Given exercise. Pull each line holding the word "this" from the data.

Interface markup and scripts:
========
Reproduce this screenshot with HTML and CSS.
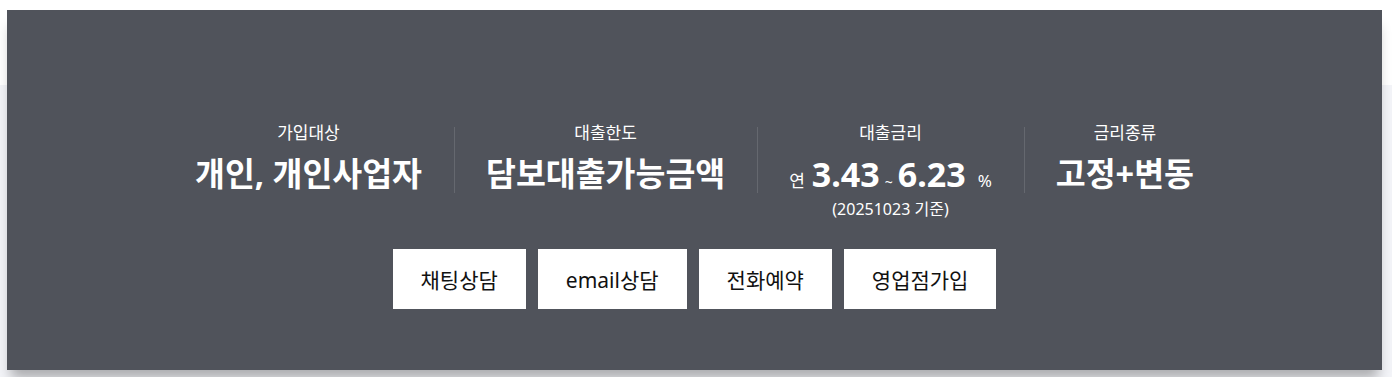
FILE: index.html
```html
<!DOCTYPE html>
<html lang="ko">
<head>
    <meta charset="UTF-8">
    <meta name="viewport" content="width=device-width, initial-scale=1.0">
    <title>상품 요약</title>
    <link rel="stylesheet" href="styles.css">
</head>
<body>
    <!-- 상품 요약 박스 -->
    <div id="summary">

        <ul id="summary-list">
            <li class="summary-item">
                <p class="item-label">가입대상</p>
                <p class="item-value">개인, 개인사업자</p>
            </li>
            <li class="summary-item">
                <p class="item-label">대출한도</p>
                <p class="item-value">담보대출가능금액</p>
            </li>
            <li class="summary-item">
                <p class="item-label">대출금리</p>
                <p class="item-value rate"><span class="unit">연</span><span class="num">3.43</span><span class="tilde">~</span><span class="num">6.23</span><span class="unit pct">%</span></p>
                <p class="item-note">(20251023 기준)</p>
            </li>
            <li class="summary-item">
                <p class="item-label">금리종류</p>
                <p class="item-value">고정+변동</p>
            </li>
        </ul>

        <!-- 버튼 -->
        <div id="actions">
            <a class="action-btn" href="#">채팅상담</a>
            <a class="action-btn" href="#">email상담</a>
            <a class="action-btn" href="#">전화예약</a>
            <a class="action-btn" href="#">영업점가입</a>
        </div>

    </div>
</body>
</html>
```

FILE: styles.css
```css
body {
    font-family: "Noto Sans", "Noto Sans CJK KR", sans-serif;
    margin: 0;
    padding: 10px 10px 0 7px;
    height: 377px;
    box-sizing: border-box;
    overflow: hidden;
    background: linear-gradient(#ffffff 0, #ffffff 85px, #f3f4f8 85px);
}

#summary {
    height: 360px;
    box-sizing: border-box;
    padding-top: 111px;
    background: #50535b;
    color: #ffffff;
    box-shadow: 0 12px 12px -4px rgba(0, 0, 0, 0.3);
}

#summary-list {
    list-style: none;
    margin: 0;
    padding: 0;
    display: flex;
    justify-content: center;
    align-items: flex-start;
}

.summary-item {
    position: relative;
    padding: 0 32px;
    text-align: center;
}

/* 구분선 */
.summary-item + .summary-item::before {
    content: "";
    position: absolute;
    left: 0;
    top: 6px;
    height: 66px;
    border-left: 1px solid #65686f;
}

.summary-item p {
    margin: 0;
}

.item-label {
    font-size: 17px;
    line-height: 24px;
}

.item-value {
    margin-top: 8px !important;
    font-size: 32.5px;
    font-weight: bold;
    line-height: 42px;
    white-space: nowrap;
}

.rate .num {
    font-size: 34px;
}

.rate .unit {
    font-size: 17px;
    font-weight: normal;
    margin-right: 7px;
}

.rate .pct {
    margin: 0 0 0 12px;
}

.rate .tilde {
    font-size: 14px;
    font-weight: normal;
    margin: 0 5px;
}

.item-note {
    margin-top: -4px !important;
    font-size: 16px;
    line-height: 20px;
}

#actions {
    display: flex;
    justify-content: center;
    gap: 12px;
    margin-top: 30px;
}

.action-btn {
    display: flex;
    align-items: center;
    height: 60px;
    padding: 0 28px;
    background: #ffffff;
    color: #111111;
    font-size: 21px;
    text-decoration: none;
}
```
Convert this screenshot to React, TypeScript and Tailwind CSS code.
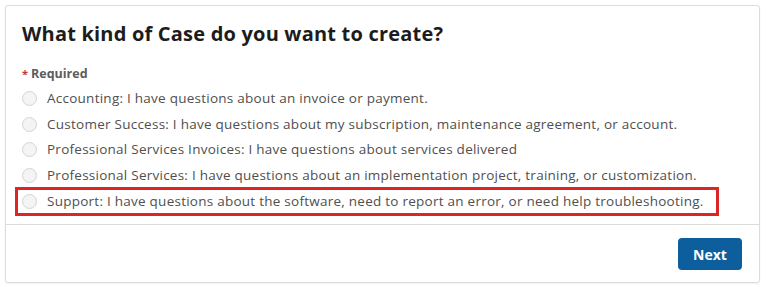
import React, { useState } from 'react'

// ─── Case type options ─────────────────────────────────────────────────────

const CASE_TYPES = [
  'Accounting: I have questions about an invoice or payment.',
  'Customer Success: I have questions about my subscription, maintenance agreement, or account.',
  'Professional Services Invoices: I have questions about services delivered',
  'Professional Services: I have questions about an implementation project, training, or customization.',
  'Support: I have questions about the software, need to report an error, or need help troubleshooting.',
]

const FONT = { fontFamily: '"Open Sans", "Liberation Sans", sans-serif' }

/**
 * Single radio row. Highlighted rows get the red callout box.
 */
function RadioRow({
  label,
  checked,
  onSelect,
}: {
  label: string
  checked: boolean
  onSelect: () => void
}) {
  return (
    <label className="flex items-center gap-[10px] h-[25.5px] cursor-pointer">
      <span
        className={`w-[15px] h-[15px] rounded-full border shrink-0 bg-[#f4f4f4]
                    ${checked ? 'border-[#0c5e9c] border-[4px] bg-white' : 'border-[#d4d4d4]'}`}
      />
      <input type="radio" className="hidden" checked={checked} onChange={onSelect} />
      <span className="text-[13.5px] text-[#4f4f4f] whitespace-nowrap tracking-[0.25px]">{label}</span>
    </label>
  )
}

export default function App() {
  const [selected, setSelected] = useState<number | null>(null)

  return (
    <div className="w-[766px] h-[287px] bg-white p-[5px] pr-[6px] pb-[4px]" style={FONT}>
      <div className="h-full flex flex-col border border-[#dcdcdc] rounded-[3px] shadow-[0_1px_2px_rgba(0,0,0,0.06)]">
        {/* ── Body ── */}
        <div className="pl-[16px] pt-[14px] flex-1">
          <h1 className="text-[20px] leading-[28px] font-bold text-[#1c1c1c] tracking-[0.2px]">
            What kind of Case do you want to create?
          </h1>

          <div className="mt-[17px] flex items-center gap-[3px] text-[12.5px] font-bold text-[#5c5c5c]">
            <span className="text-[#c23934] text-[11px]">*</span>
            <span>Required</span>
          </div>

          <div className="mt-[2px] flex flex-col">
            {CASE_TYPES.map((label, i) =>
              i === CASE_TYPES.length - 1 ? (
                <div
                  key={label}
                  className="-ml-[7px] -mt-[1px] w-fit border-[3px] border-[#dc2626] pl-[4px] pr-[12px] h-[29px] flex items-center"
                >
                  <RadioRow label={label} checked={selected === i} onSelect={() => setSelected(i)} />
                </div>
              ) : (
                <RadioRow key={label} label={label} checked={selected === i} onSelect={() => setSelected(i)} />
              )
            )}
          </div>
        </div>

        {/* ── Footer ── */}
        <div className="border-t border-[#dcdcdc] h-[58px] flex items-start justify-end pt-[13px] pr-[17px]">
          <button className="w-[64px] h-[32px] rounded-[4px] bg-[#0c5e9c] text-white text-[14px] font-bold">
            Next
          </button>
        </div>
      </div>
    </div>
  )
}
========
Expected answer.
Reproduce this screenshot with HTML and CSS.
Convert this screenshot to React, TypeScript and Tailwind CSS code.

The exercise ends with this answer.